If there’s one group that deserves a second chance, it’s Suicide Squad. David Ayer’s 2016 original had a lot of promise but became a lesson in studio interference, held back by a nervous Warner Bros who made their own edit that was poorly received.
This week’s The Suicide Squad also had a turbulent path to the screen. New director James Gunn came aboard partly though a fall out with Marvel owners Disney over some historical tweets. The two parties made up, but not before the Guardians of The Galaxy filmmaker signed on to direct another band of misfits. Can the man who brought quirky brilliance to the MCU do the same for their biggest rivals?
Adding “The” to the title is not all that’s new about this version. We’re back at Belle Reve penitentiary, with a mostly new group of criminals sent to do the bidding of Amanda Walker (Viola Davis). Two teams led by Rick Flagg (Joel Kinnaman) and military trained convict Bloodsport (Idris Elba) are sent to a South American Island, with their mission to find a prison laboratory conducting experiments that are linked to a deadly, horrifying weapon. The criminals try to survive amid mishaps, double crosses, and the misadventures of Harley Quinn (Margot Robbie).
The studio seems to have made a full u-turn with their approach, because Gunn has been allowed to make his kind of film. Blood, gore, nudity, and more gore are the order of the day as anarchy reigns for 140 minutes. If you thought Deadpool was as risky as comic book movies could get, prepare to meet a new contender. Elba and teammate/rival Peacemaker (John Cena) spend an extended sequence killing militants in increasingly elaborate ways, while an insane opening makes it clear that no character is safe from the chop.
Recent DC movies have been more self-contained, focusing on making one story as engaging as possible. Aquaman was a bro-ish romp, Birds Of Prey showcased sisterhood, and Joker gave Batman’s nemesis a hint of Travis Bickle. Similarly, Gunn and his wise-cracking cast are here for a good time, not a long time, and drag you screaming through the madness, loving every minute.
Spoilers prevent us from delving into every single character, but the main players are all on fine form. Elba is excellent as the anti-hero, a man trying to convince himself that he feels nothing. Cena is good fun, summoning insane levels of patriotism and pettiness. Daniela Melchior brings some heart to the film as Ratcatcher 2, complete with an adorable rodent sidekick (and yes, we do find out what happens to Ratcatcher 1).
Speaking of adorable animals, Sylvester Stallone Nanaue aka King Shark: a bipedal, talking Great White. While it is a blatant 18-rated twist on Groot, hearing Stallone’s famous drawl demanding “num nums” before chomping a soldier is very amusing. As for Harley, Robbie’s most famous character is given a side quest of sorts, involving a whirlwind romance and a quest with a trident; the Aussie star knows exactly what makes the character tick.
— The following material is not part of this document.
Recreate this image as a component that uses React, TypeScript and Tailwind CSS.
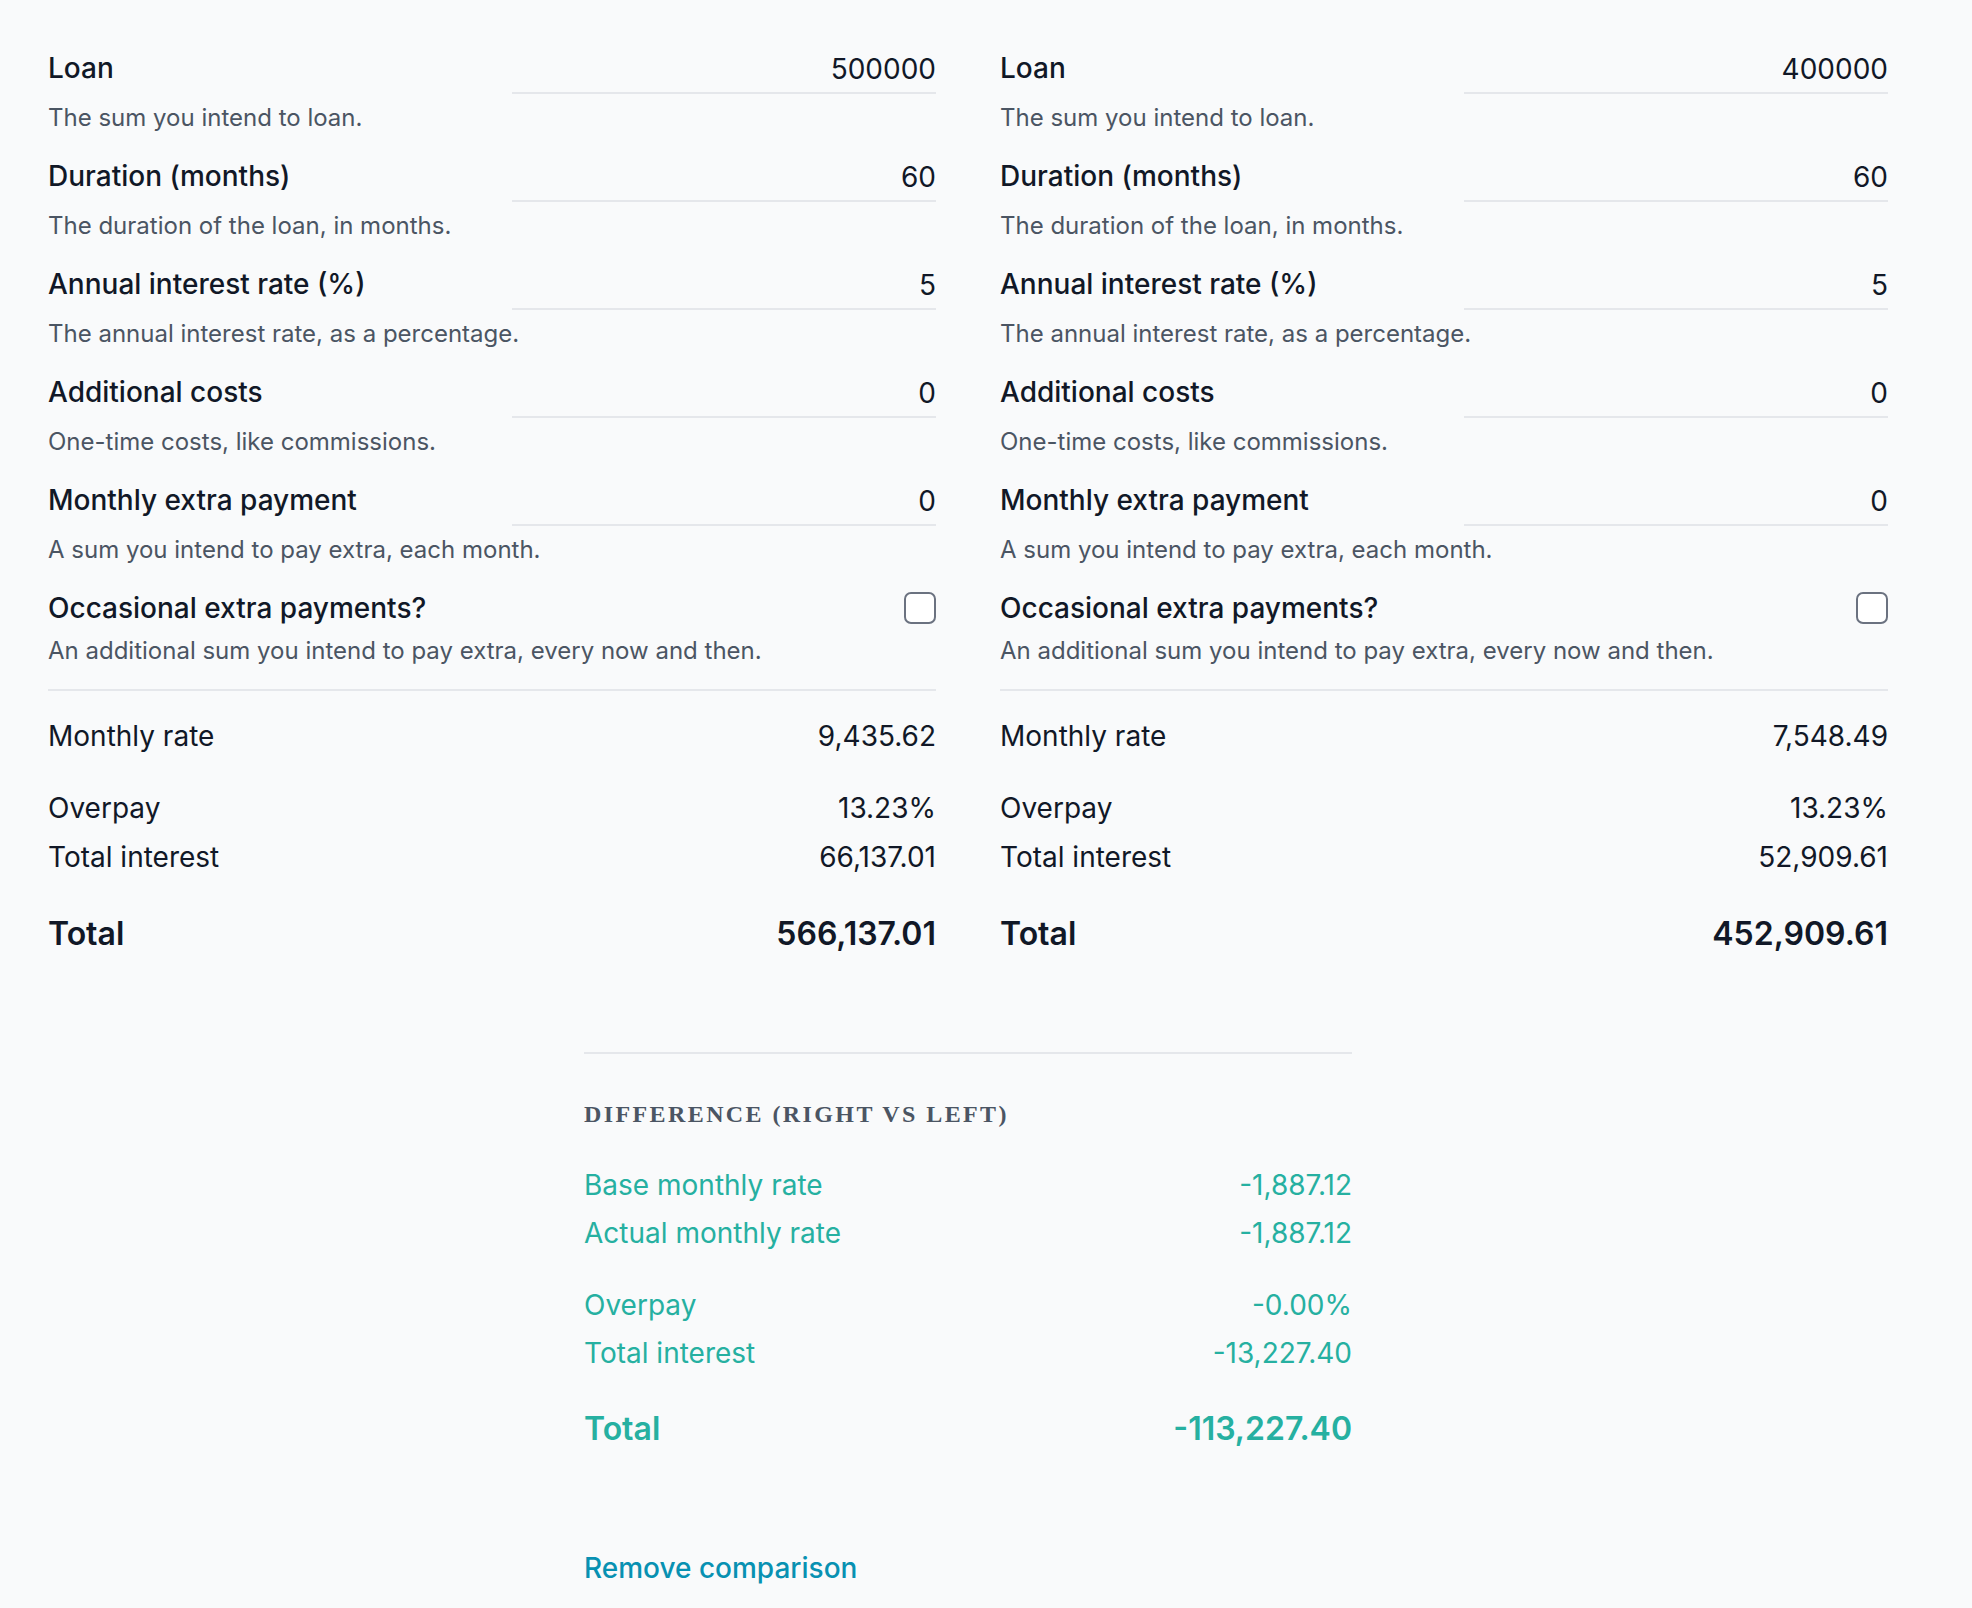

It’s not perfect, and in general the film’s no-holds-barred attitude will not be for everyone. Peter Capaldi feels unnecessary as The Thinker, the film’s villain who is really just there to introduce the final act. Elsewhere, Davis’ ruthless edge is blunted by her minions, who all commentate on the carnage and begin to question her motives.
On the whole, however, it’s hard to see Gunn’s first DC adventure as anything other than successful. A chaotic joy, The Suicide Squad doesn’t have much of a point to make – most superhero films try to build a universe, this one blows it to smithereens. Still, it’s likely many fans will point to this as the movie Ayer’s film should have been, one that annihilates the self-importance of the superhero and has some fun making a mess. Gunn will jump ship again later this year to make the third Guardians film, but out of personal turmoil has come the most enjoyable DC movie in years.
The Suicide Squad is in cinemas from 30th July.